=== WORK TO COMPLETE ===
Search the data for the word "index". Reproduce every line where it is found.
start DATASET EXCERPT
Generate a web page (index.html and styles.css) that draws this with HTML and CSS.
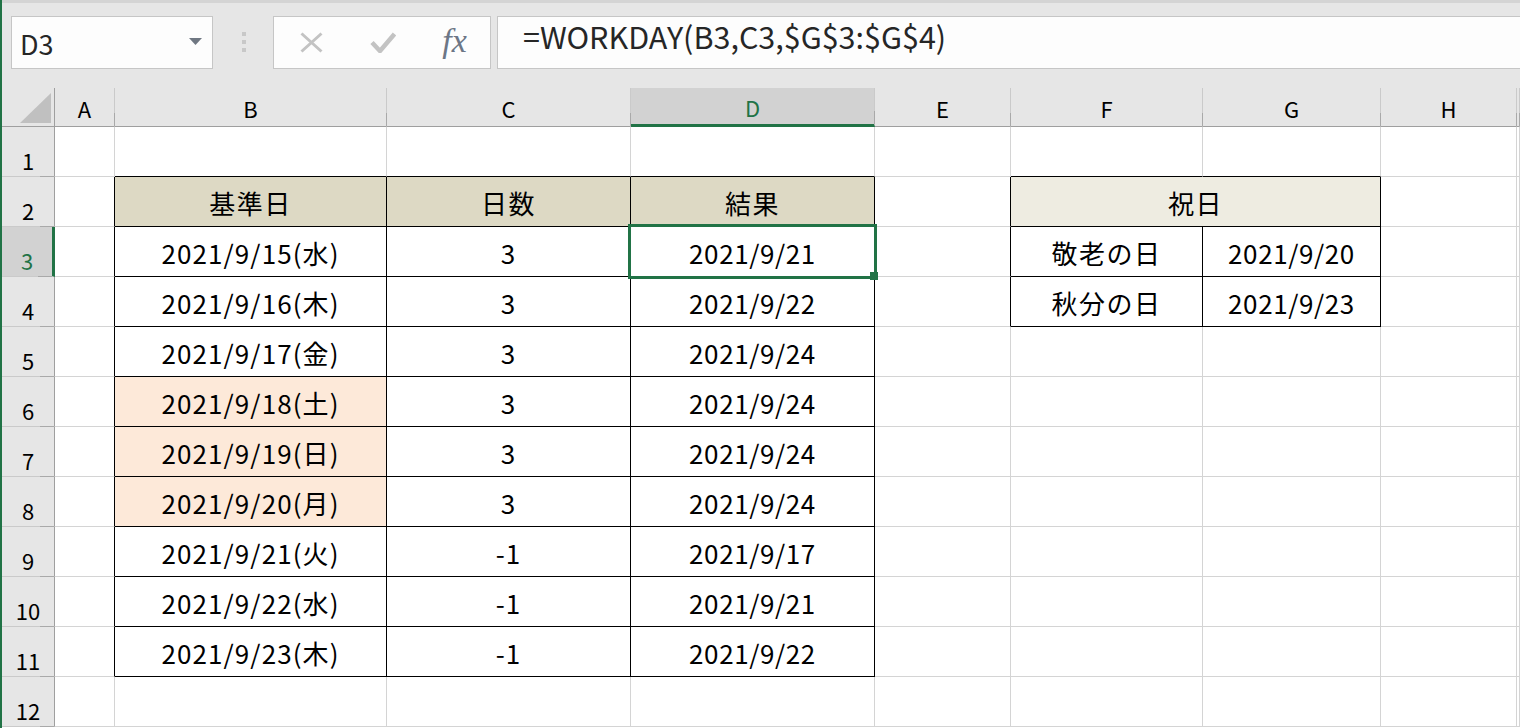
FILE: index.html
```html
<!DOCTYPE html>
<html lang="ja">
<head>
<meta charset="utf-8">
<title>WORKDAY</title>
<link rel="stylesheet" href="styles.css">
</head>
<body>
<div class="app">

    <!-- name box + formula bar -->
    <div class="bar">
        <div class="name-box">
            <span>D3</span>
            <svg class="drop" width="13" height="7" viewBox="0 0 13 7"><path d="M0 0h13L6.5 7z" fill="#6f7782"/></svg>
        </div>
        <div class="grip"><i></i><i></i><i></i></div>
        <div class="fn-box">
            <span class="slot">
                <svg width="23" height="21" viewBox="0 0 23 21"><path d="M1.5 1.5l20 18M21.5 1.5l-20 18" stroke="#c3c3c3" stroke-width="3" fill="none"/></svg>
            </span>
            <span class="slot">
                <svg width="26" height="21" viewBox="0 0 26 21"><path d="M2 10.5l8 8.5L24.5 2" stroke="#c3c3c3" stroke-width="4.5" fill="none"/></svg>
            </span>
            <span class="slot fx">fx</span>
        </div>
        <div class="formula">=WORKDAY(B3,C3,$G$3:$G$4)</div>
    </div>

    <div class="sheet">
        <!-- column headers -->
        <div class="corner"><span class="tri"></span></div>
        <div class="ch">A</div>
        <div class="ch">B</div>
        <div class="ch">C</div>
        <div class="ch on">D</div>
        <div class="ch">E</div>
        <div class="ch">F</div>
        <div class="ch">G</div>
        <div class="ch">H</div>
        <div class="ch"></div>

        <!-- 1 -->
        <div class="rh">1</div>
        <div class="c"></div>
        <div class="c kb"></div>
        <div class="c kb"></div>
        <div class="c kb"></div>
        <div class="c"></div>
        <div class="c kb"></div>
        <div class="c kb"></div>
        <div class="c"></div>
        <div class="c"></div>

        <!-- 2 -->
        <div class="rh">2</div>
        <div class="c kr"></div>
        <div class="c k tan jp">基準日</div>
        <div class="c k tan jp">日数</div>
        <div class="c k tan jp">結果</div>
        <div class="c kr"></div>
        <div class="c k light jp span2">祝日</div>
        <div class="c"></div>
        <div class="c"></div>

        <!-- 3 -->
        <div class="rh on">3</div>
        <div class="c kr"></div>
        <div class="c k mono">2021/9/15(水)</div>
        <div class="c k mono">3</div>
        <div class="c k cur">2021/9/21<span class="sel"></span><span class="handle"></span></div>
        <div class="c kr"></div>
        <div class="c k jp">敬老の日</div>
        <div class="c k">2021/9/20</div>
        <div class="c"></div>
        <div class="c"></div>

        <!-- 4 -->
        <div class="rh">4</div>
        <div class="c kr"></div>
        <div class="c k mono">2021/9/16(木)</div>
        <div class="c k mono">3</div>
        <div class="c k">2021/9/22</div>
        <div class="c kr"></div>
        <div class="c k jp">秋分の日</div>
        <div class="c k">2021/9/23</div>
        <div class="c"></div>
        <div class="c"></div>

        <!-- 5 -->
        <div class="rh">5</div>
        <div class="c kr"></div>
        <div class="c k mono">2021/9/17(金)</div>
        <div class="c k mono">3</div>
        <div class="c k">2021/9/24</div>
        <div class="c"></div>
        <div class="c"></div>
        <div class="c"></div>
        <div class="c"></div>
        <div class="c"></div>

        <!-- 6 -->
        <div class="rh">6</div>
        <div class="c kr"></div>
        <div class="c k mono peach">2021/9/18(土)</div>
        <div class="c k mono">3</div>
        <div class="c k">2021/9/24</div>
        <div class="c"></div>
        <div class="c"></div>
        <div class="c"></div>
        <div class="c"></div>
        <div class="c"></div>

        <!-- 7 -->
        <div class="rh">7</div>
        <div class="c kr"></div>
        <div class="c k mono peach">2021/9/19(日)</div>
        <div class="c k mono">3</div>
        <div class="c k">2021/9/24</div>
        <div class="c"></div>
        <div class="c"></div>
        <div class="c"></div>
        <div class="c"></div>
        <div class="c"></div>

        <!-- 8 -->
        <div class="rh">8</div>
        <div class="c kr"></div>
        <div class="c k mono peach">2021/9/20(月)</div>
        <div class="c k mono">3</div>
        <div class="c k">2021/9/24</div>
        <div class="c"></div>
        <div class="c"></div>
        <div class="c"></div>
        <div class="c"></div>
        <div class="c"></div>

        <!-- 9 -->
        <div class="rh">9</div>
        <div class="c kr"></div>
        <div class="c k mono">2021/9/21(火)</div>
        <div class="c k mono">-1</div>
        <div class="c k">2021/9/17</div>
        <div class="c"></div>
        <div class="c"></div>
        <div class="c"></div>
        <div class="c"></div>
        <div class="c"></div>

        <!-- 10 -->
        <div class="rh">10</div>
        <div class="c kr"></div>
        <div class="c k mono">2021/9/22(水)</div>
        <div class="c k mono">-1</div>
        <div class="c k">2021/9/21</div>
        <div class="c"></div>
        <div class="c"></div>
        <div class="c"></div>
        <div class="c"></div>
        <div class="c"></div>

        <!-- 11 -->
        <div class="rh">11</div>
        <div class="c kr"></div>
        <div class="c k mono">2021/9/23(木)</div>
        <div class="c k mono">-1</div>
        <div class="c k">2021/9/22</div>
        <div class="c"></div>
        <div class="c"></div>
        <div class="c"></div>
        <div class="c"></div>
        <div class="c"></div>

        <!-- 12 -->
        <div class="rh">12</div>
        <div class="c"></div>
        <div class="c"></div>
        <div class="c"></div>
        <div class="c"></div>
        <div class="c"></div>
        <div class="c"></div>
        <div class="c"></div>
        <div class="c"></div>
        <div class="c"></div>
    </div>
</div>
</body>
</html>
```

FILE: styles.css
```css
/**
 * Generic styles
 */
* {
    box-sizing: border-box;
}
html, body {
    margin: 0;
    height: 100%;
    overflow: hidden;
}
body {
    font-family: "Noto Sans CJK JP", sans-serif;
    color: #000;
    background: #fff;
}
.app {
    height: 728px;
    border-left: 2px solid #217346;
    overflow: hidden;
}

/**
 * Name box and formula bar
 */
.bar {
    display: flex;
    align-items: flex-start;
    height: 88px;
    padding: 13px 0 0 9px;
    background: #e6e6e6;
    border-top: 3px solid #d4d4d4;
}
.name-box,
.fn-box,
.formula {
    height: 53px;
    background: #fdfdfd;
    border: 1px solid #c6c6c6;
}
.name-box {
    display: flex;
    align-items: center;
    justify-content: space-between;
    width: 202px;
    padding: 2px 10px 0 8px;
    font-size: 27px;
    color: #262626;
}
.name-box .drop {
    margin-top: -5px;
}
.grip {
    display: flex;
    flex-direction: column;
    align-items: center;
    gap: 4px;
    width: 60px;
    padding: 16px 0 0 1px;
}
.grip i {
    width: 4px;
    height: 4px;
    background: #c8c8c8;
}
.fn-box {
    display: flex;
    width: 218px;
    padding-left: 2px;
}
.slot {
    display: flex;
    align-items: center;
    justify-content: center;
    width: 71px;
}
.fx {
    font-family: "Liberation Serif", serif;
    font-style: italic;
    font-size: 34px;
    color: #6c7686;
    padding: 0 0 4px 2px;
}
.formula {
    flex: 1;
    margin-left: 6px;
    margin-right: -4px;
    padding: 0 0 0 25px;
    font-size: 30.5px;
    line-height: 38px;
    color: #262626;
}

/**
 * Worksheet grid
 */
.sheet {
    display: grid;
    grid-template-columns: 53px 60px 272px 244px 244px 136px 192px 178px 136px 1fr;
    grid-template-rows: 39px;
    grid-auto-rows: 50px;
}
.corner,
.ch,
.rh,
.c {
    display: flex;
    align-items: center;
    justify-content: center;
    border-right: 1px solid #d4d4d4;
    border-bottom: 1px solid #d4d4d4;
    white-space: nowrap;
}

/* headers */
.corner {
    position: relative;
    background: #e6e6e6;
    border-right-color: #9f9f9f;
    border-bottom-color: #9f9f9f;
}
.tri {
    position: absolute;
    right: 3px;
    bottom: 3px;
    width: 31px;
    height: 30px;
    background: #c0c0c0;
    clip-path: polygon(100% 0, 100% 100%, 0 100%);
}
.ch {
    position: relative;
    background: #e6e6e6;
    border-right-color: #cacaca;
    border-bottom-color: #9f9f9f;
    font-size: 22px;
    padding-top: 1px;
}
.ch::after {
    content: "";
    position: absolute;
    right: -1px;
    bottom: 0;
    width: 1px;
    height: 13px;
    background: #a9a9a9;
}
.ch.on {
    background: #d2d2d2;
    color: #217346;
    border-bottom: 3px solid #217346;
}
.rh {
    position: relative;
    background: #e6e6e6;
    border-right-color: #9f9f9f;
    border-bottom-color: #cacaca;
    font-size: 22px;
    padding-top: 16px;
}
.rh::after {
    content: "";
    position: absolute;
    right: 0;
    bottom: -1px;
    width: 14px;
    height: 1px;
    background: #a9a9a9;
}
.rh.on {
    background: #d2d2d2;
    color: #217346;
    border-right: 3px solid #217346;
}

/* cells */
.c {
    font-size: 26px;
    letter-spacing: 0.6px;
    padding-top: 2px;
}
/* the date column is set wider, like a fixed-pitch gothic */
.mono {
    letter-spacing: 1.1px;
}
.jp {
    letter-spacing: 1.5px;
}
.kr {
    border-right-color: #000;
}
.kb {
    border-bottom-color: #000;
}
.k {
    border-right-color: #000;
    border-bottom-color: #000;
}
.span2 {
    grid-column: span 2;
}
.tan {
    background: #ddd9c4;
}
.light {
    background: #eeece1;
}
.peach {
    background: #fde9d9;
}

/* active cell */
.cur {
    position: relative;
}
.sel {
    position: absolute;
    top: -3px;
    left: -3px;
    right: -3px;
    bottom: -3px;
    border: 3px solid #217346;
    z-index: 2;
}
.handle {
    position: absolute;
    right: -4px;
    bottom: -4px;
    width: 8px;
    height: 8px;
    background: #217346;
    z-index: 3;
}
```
end DATASET EXCERPT
=== EXERCISE RESPONSE ===
Generate a web page (index.html and styles.css) that draws this with HTML and CSS.
FILE: index.html
    z-index: 2;
    z-index: 3;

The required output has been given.